Provost Mary Ann Rankin introduced a multifaceted University of Maryland cybersecurity initiative to the University Senate body Thursday afternoon that would collaborate with federal agencies, private companies, current university programs and educational platforms to better drive development of the issue.

Rankin will send the Maryland Global Cybersecurity Initiative to the senate’s Research Council for consideration and deliberation next fall, and she said she hopes it will come back to the senate floor at the end of 2016.

“Maryland should be a major force in cybersecurity because of all its strengths that we already possess — because of its geography, because of its connections with these federal agencies and corporate leaders,” she said. “But we haven’t stepped into the sector in a way that many people felt we could and should.”

The initiative has five main areas of focus: executive programs centered on education and certification for business leaders; partner programs and applied research that will include faculty, graduate and undergraduates students; collaboration with the National Cybersecurity Center of Excellence; academic programs across many of this university’s colleges and in K-12 education; and a broadened inclusion of all disciplines in cybersecurity research, such as journalism, public policy and the sciences.

Rankin credited public policy professor Michael Wertheimer, who previously worked as the National Security Agency’s director of research, as the main person behind this idea.

“He’s a very committed, selfless person, and saw this same opportunity and need and really wanted to be a part in helping Maryland find a path into this leadership position [in cybersecurity],” Rankin said.

The specific details of the initiative are not yet developed, Rankin said, and they leave room for changes, critique and input from the university community, which is why she said she sought the senate’s feedback.
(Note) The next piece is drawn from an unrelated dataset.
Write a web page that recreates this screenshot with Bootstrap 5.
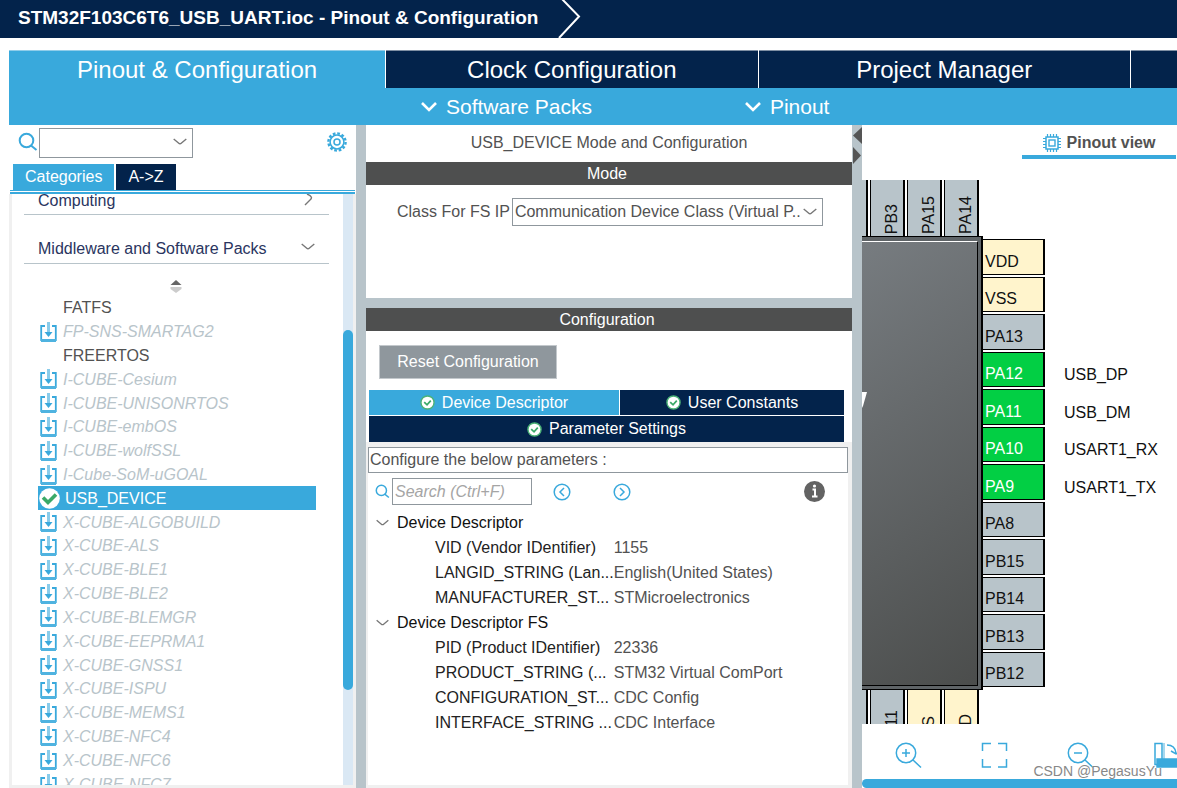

The plan does not yet have a specific plan for funding, leadership or structure, she said, but it’s something administrators will be working on in the coming months, including in the Research Council.

“It’s going to be a big area of endeavor and risk going forward for a very long time,” she said. “The opportunities are knocking at our door. If we don’t pick this up, others will … so I feel that there’s urgency around this.”

Faculty senator Ethan Kaplan said he supported the idea of the plan, but he cautioned that the initiative shouldn’t grow too large and under one umbrella.

“You don’t want to make large, irreversible issues,” said Kaplan, an economics professor. He recommended the initiative proceed compartmentally.

Jonathan Katz, the Maryland Cybersecurity Center director since 2013, brought up many concerns with the initiative, including the relationship and coordination between already existing programs such as the cybersecurity center and the Honors College ACES program. Rankin said she appreciated his perspective and asked for his help as the initiative moves forward.

Research posed another big question — especially incorporation of restricted research, which under certain situations and contexts cannot be openly published.

“We have to ask the question of what other research at this school is being affected by this initiative and being thrown under the road,” said Matthew Evanusa, a graduate student senator from the computer science department.

Thursday was the senate’s transition meeting, where new Chair Jordan Goodman took over for Chair Willie Brown. The body also picked the senate chair-elect, Daniel Falvey, to serve during the 2017-18 academic year. Senators voted on special committees as well, though outcomes are not yet announced.

“There’s an opportunity for the University of Maryland to really make an impact, but it’s expensive and we have to be very careful that we don’t undermine what’s already very high quality at the university,” Falvey said. “We can sometimes see issues from a different perspective than administrators do, and I’m very excited about what we’re going to do the next year and the year after.”